Suppose that $p$ and $q$ are both prime numbers where $p > q$. Show that $p - q$ and $p + q$ cannot both be perfect squares.

Question

It's a lot harder when its adding and subtracting because I can't use prime factorization to prove anything. I've gotten a little bit, as all primes (with the exception of $2$) are odd, and
odd + odd = even
odd - odd = even
I feel like you need to prove via contradiction, though Im not sure how to go about doing that.

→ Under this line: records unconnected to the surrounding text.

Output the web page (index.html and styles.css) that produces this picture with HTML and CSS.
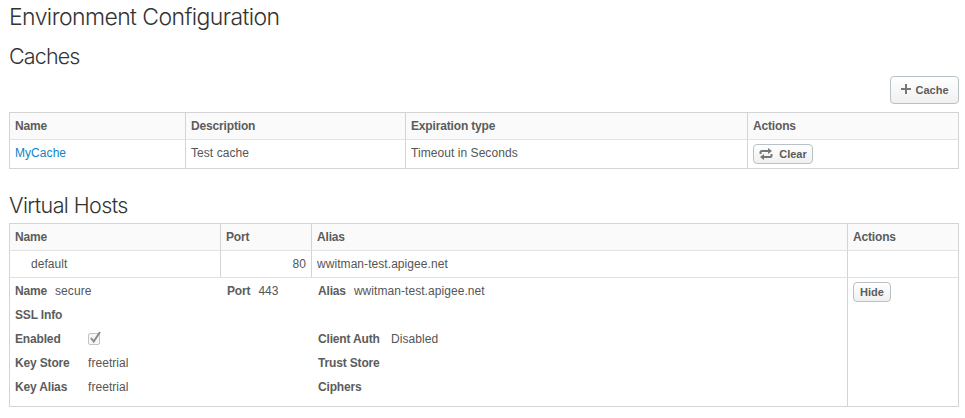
FILE: index.html
```html
<!DOCTYPE html>
<html lang="en">
<head>
<meta charset="utf-8">
<title>Environment Configuration</title>
<link rel="stylesheet" href="styles.css">
</head>
<body>
<main>
  <h1><span>Environment Configuration</span></h1>
  <h2 class="caches-title"><span>Caches</span></h2>
  <div class="toolbar">
    <button class="btn btn-large" type="button"><svg class="plus" width="10" height="10" viewBox="0 0 10 10"><path d="M0 5H10M5 0V10" stroke="#777" stroke-width="2"/></svg><span>Cache</span></button>
  </div>
  <table class="caches">
    <colgroup><col class="c-name"><col class="c-desc"><col class="c-exp"><col></colgroup>
    <thead><tr><th><span>Name</span></th><th><span>Description</span></th><th><span>Expiration type</span></th><th><span>Actions</span></th></tr></thead>
    <tbody><tr>
      <td><a href="#"><span>MyCache</span></a></td><td><span>Test cache</span></td><td><span>Timeout in Seconds</span></td>
      <td class="action"><button class="btn btn-clear" type="button"><svg width="14" height="12" viewBox="0 0 14 12"><path d="M1.5 6V4.5Q1.5 3 3 3H10M12.5 6V7.5Q12.5 9 11 9H4" fill="none" stroke="#777" stroke-width="2"/><path d="M9 0L13 3L9 6ZM5 6L1 9L5 12Z" fill="#777"/></svg><span>Clear</span></button></td>
    </tr></tbody>
  </table>
  <h2 class="hosts-title"><span>Virtual Hosts</span></h2>
  <table class="hosts">
    <colgroup><col class="h-name"><col class="h-port"><col class="h-alias"><col></colgroup>
    <thead><tr><th><span>Name</span></th><th><span>Port</span></th><th><span>Alias</span></th><th><span>Actions</span></th></tr></thead>
    <tbody>
      <tr><td class="indent"><span>default</span></td><td class="num"><span>80</span></td><td><span>wwitman-test.apigee.net</span></td><td></td></tr>
      <tr class="open">
        <td colspan="3">
          <div class="details">
            <div class="pair"><b>Name</b><span>secure</span></div>
            <div class="pair"><b>Port</b><span>443</span></div>
            <div class="pair"><b>Alias</b><span>wwitman-test.apigee.net</span></div>
            <div class="wide"><b>SSL Info</b></div>
            <div class="field"><b>Enabled</b><svg width="14" height="15" viewBox="0 0 14 15"><rect x=".5" y="3.5" width="11" height="11" rx="1.5" fill="#f7f7f7" stroke="#c4c4c4"/><path d="M3 8L5.7 11.5L12 2" fill="none" stroke="#8c8c8c" stroke-width="2"/></svg></div>
            <div class="field"><b>Client Auth</b><span>Disabled</span></div>
            <div class="field"><b>Key Store</b><span>freetrial</span></div>
            <div class="field"><b>Trust Store</b></div>
            <div class="field"><b>Key Alias</b><span>freetrial</span></div>
            <div class="field"><b>Ciphers</b></div>
          </div>
        </td>
        <td class="action"><button class="btn btn-hide" type="button"><span>Hide</span></button></td>
      </tr>
    </tbody>
  </table>
</main>
</body>
</html>
```
FILE: styles.css
```css
* { box-sizing: border-box; }
body {
  margin: 0;
  background: #fff;
  color: #555;
  font: 12px/18px "Liberation Sans", Arial, sans-serif;
  letter-spacing: .06px;
}
main { width: 950px; margin-left: 9px; }
h1, h2 {
  margin: 0;
  color: #333;
  font-family: Inter, "Liberation Sans", sans-serif;
  font-weight: 300;
  white-space: nowrap;
}
h1 { padding-top: 2px; font-size: 23px; line-height: 30px; letter-spacing: -.59px; }
h2 { font-size: 21.5px; line-height: 30px; letter-spacing: -.6px; }
.caches-title { margin-top: 9px; letter-spacing: -.85px; }
.hosts-title { margin: 21px 0 3px; }
.toolbar { display: flex; justify-content: flex-end; margin: 5px 0 8px; }
table {
  width: 950px;
  table-layout: fixed;
  border-collapse: separate;
  border-spacing: 0;
  border: solid #d4d4d4;
  border-width: 0 1px 1px 0;
}
th, td {
  height: 27px;
  padding: 4px 5px;
  border-top: 1px solid #e2e2e2;
  border-left: 1px solid #d4d4d4;
  text-align: left;
  vertical-align: top;
  white-space: nowrap;
}
th { background: #fafafa; border-top-color: #d4d4d4; }
th, b { color: #5c5c5c; font-weight: bold; letter-spacing: -.16px; }
a { color: #0f84c6; text-decoration: none; }
.caches td { height: 29px; }
.c-name { width: 176px; }
.c-desc { width: 220px; }
.c-exp { width: 342px; }
.h-name { width: 211px; }
.h-port { width: 91px; }
.h-alias { width: 536px; }
td.indent { padding-left: 21px; }
td.num { text-align: right; }
td.action { padding-top: 4px; padding-bottom: 0; }
.open td { height: 129px; }
.btn {
  display: flex;
  align-items: center;
  justify-content: center;
  height: 20px;
  padding: 0;
  border: 1px solid #b8c2c6;
  border-radius: 4px;
  background: linear-gradient(#fff, #f0f0f0);
  color: #5c5c5c;
  font: bold 11px/16px "Liberation Sans", Arial, sans-serif;
}
.btn-large { width: 69px; height: 28px; padding-left: 1px; gap: 4px; }
.plus { margin-bottom: 2px; }
.btn-clear { width: 60px; gap: 6px; }
.btn-hide { width: 38px; }
.details {
  display: grid;
  grid-template-columns: 212px 91px 1fr;
  grid-auto-rows: 24px;
}
.pair { display: flex; gap: 8px; }
.wide { grid-column: 1 / -1; }
.field { display: grid; grid-template-columns: 73px 1fr; }
.field:nth-child(odd) { grid-column: 1 / 3; }
.field:nth-child(even) { grid-column: 3; }
```
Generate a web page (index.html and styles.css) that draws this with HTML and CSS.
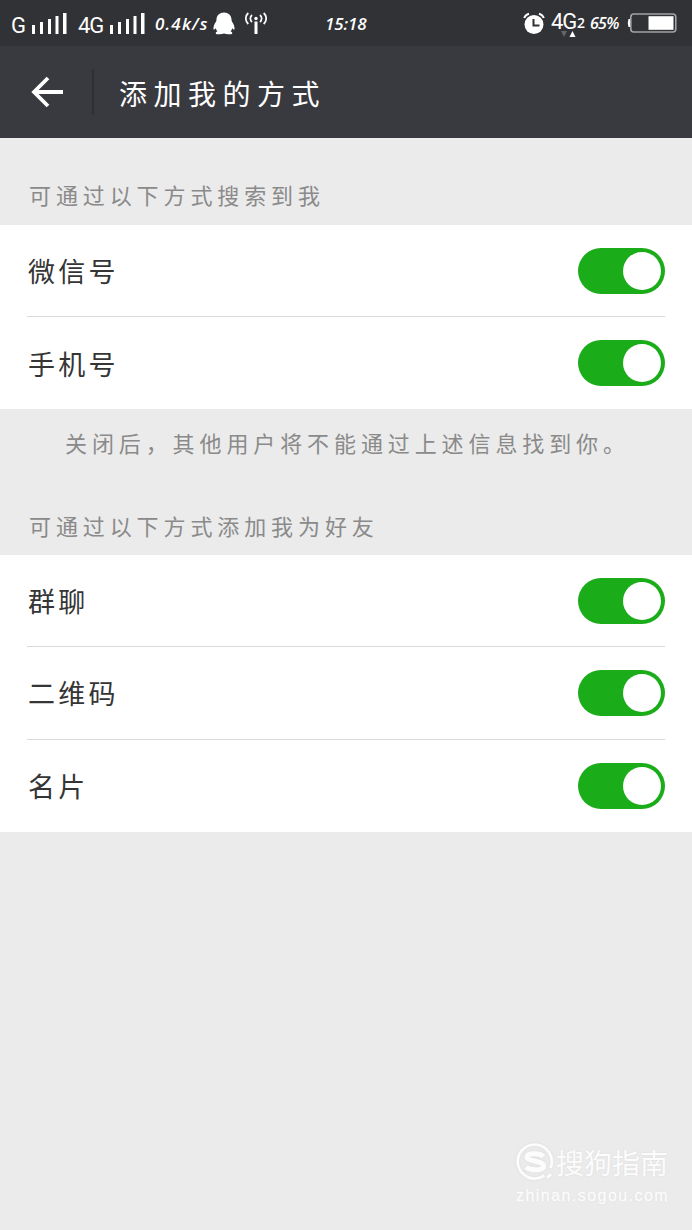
FILE: index.html
```
<!DOCTYPE html>
<html lang="zh-CN">
<head>
  <meta charset="UTF-8">
  <meta name="viewport" content="width=device-width, initial-scale=1">
  <title>添加我的方式</title>
  <link rel="stylesheet" href="styles.css">
</head>
<body>
  <!-- status bar -->
  <div class="status-bar">
    <div class="status-left">
      <span class="network g">G</span>
      <svg class="signal first" width="35" height="22" viewBox="0 0 35 22" fill="#fff">
        <path d="M0 12h3v9H0zM8 9h3v12H8zM16 6h3v15h-3zM23.500 3h3v18h-3zM31 0h3.500v21H31z"/>
      </svg>
      <span class="network g4">4G</span>
      <svg class="signal" width="35" height="22" viewBox="0 0 35 22" fill="#fff">
        <path d="M0 12h3v9H0zM8 9h3v12H8zM16 6h3v15h-3zM23.500 3h3v18h-3zM31 0h3.500v21H31z"/>
      </svg>
      <span class="speed">0.4k/s</span>
      <svg class="penguin" width="22" height="23" viewBox="0 0 22 23" fill="#fff">
        <path d="M11 0.500C6.600 0.500 3.500 3.600 3.500 7.500c0 1-.2 1.700-.7 2.600C1.100 12.500.2 15 .5 17.200c.3.900 1.200.3 2.200-1 .3 1.300.9 2.300 1.800 3.100-1.400.6-2 1.300-1.700 2.200.5 1.200 6 1 8.200.1 2.200.9 7.700 1.100 8.200-.1.300-.9-.3-1.600-1.700-2.200.9-.8 1.500-1.800 1.800-3.100 1 1.300 1.900 1.900 2.200 1 .3-2.200-.6-4.700-2.300-7.100-.5-.9-.7-1.600-.7-2.600C18.500 3.600 15.400.5 11 .5z"/>
      </svg>
      <svg class="antenna" width="22" height="22" viewBox="0 0 22 22" fill="none" stroke="#fff" stroke-width="1.700">
        <path d="M3.300 1C0 4 0 9 3.300 12M7 3C4.800 5 4.800 8 7 10M15 3c2.200 2 2.200 5 0 7M18.700 1C22 4 22 9 18.700 12"/>
        <circle cx="11" cy="6.500" r="1.700" fill="#fff" stroke="none"/>
        <path d="M11 9.500V22" stroke-width="3"/>
      </svg>
    </div>
    <span class="clock">15:18</span>
    <div class="status-right">
      <svg width="22" height="23" viewBox="0 0 22 23">
        <circle cx="11" cy="12.500" r="9.500" fill="#fff"/>
        <path d="M1.200 6A7 7 0 0 1 6 1.700M16 1.700A7 7 0 0 1 20.800 6" fill="none" stroke="#fff" stroke-width="2"/>
        <path d="M10.500 7v6.500h6" fill="none" stroke="#313236" stroke-width="2"/>
      </svg>
      <div class="data">
        <span class="network g4">4G</span><span class="sim">2</span>
        <svg class="arrows" width="16" height="7" viewBox="0 0 16 7">
          <path d="M1 0h6L4 6z" fill="#65666a"/>
          <path d="M9.500 6h6l-3-6z" fill="#fff"/>
        </svg>
      </div>
      <span class="percent">65%</span>
      <svg class="battery" width="50" height="20" viewBox="0 0 50 20">
        <path d="M3 6H1.500Q0 10 1.500 14H3z" fill="#fff"/>
        <rect x="3.800" y="1" width="45" height="18" rx="3" fill="none" stroke="#a2a3a5" stroke-width="1.600"/>
        <path d="M21.500 3.200H46.500v13.600h-25z" fill="#fff"/>
      </svg>
    </div>
  </div>

  <div class="nav-bar">
    <svg class="back" width="32" height="32" viewBox="0 0 32 32" fill="none" stroke="#fff" stroke-width="3.800">
      <path d="M17 2L3 16l14 14M3 16h29"/>
    </svg>
    <div class="nav-line"></div>
    <h1>添加我的方式</h1>
  </div>

  <div class="section-title">可通过以下方式搜索到我</div>
  <div class="list">
    <div class="row"><span>微信号</span><div class="switch"></div></div>
    <div class="row"><span>手机号</span><div class="switch"></div></div>
  </div>
  <p class="note">关闭后，其他用户将不能通过上述信息找到你。</p>

  <div class="section-title second">可通过以下方式添加我为好友</div>
  <div class="list friends">
    <div class="row"><span>群聊</span><div class="switch"></div></div>
    <div class="row"><span>二维码</span><div class="switch"></div></div>
    <div class="row"><span>名片</span><div class="switch"></div></div>
  </div>

  <div class="watermark">
    <div class="brand">
      <svg width="38" height="38" viewBox="0 0 38 38" fill="none" stroke="#fcfcfc">
        <path d="M28.500 32.500A17 17 0 1 1 34.500 25" stroke-width="2.800"/>
        <path d="M27.500 13.500C24 10 11 9.500 11 14s16.500 3.500 16.500 9-13.500 4.500-17.500 1" stroke-width="5"/>
        <path d="M31 35l4-4" stroke-width="3"/>
      </svg>
      <span>搜狗指南</span>
    </div>
    <div class="site">zhinan.sogou.com</div>
  </div>
</body>
</html>
```
FILE: styles.css
```
* {
  box-sizing: border-box;
  margin: 0;
  padding: 0;
}

body {
  position: relative;
  height: 1230px;
  overflow: hidden;
  background-color: #ebebeb;
  font-family: "Noto Sans CJK SC", sans-serif;
}

svg {
  display: block;
  flex-shrink: 0;
}

/* status bar */
.status-bar {
  display: flex;
  align-items: center;
  height: 46px;
  padding: 0 15px 0 11px;
  background-color: #313236;
  color: #fff;
  white-space: nowrap;
}

.status-left {
  display: flex;
  align-items: center;
  width: 314px;
}

.network {
  font-family: Roboto, sans-serif;
  font-size: 22px;
  line-height: 24px;
}

.g {
  width: 21px;
  padding-top: 5px;
}

.g4 {
  width: 32px;
  padding-top: 5px;
  letter-spacing: -1px;
}

.signal {
  margin-top: 2px;
}

.signal.first {
  margin-right: 11px;
}

.speed,
.clock,
.percent {
  font-family: "Open Sans", sans-serif;
  font-style: italic;
  font-weight: 600;
  line-height: 24px;
}

.speed {
  width: 57px;
  margin-left: 10px;
  margin-top: 1px;
  font-size: 17px;
  letter-spacing: 1.2px;
}

.penguin {
  margin-left: 1px;
}

.antenna {
  margin-left: 10px;
}

.clock {
  font-size: 17px;
  margin-top: 1px;
  letter-spacing: -0.1px;
}

.status-right {
  display: flex;
  align-items: center;
  margin-left: auto;
}

.data {
  position: relative;
  display: flex;
  align-items: center;
  width: 39px;
  margin-left: 6px;
}

.data .network {
  width: 26px;
  padding: 0 0 2px;
}

.sim {
  font-family: "Open Sans", sans-serif;
  font-size: 14px;
  font-weight: 600;
  line-height: 20px;
}

.arrows {
  position: absolute;
  left: 9px;
  bottom: -2px;
}

.percent {
  width: 37px;
  font-size: 16px;
  letter-spacing: -0.7px;
}

/* title bar */
.nav-bar {
  display: flex;
  align-items: center;
  height: 92px;
  padding-left: 31px;
  background-color: #393a3f;
}

.nav-line {
  width: 2px;
  height: 46px;
  margin: 0 25px 0 29px;
  background-color: #2f3034;
}

.nav-bar h1 {
  color: #fff;
  font-size: 28px;
  font-weight: 400;
  line-height: 40px;
  letter-spacing: 6.5px;
  padding-top: 2px;
}

/* settings list */
.section-title {
  height: 87px;
  padding: 41px 29px 0;
  color: #8a8a8a;
  font-size: 22px;
  line-height: 30px;
  letter-spacing: 4.9px;
}

.note {
  height: 73px;
  padding: 18px 0 0 65px;
  color: #8a8a8a;
  font-size: 22px;
  line-height: 30px;
  letter-spacing: 4.9px;
  white-space: nowrap;
}

.section-title.second {
  height: 73px;
  padding-top: 28px;
}

.list {
  padding: 0 27px;
  background-color: #fff;
}

.row {
  display: flex;
  align-items: center;
  justify-content: space-between;
  height: 92px;
  padding-left: 1px;
  border-bottom: 1px solid #d9d9d9;
  color: #353535;
  font-size: 27px;
  letter-spacing: 3.2px;
}

.row:last-child {
  border-bottom: none;
}

.friends .row {
  height: 92.3px;
}

.switch {
  width: 87px;
  height: 46px;
  padding: 4px;
  border-radius: 23px;
  background-color: #1aad19;
}

.switch::after {
  content: "";
  display: block;
  width: 38px;
  height: 38px;
  margin-left: auto;
  border-radius: 50%;
  background-color: #fff;
}

/* watermark over the page corner */
.watermark {
  position: absolute;
  left: 516px;
  top: 1143px;
  color: #fcfcfc;
  text-shadow: 0 0 2px #d8d8d8;
}

.brand {
  display: flex;
  align-items: center;
  gap: 2px;
  height: 38px;
  font-size: 28px;
  font-weight: 400;
  white-space: nowrap;
}

.brand svg {
  filter: drop-shadow(0 0 1px #d8d8d8);
}

.site {
  margin-top: 5px;
  font-family: "Liberation Sans", Arial, sans-serif;
  font-size: 16px;
  line-height: 20px;
  letter-spacing: 1.45px;
  -webkit-text-stroke: 0.3px #fcfcfc;
}
```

Any ideas?

Answer 1

Let us assume $q \ge 3$. If $p+q$ and $p-q$ are both squares, then $p-q$ and $p+q$ are both even squares, which means both are divisible by $4$, which means then that $p+q - (p-q)=2q$ must be divisible by $4$. But this cannot be i.e., $2q=(p+q)-(p-q)$ cannot be divisible by $4$, as $q$ is an odd number as $q$ is a prime at least $3$.

[Note that I only used that $p$ and $q$ are odd.]

As for $q=2$, note that with the exception of the pairs $1,4$, the absolute value of the difference between every two integral squares is at least $5$. So with $q=2$, note that $p+2$ and $p-2$ cannot both be squares as they differ by only $4<5$.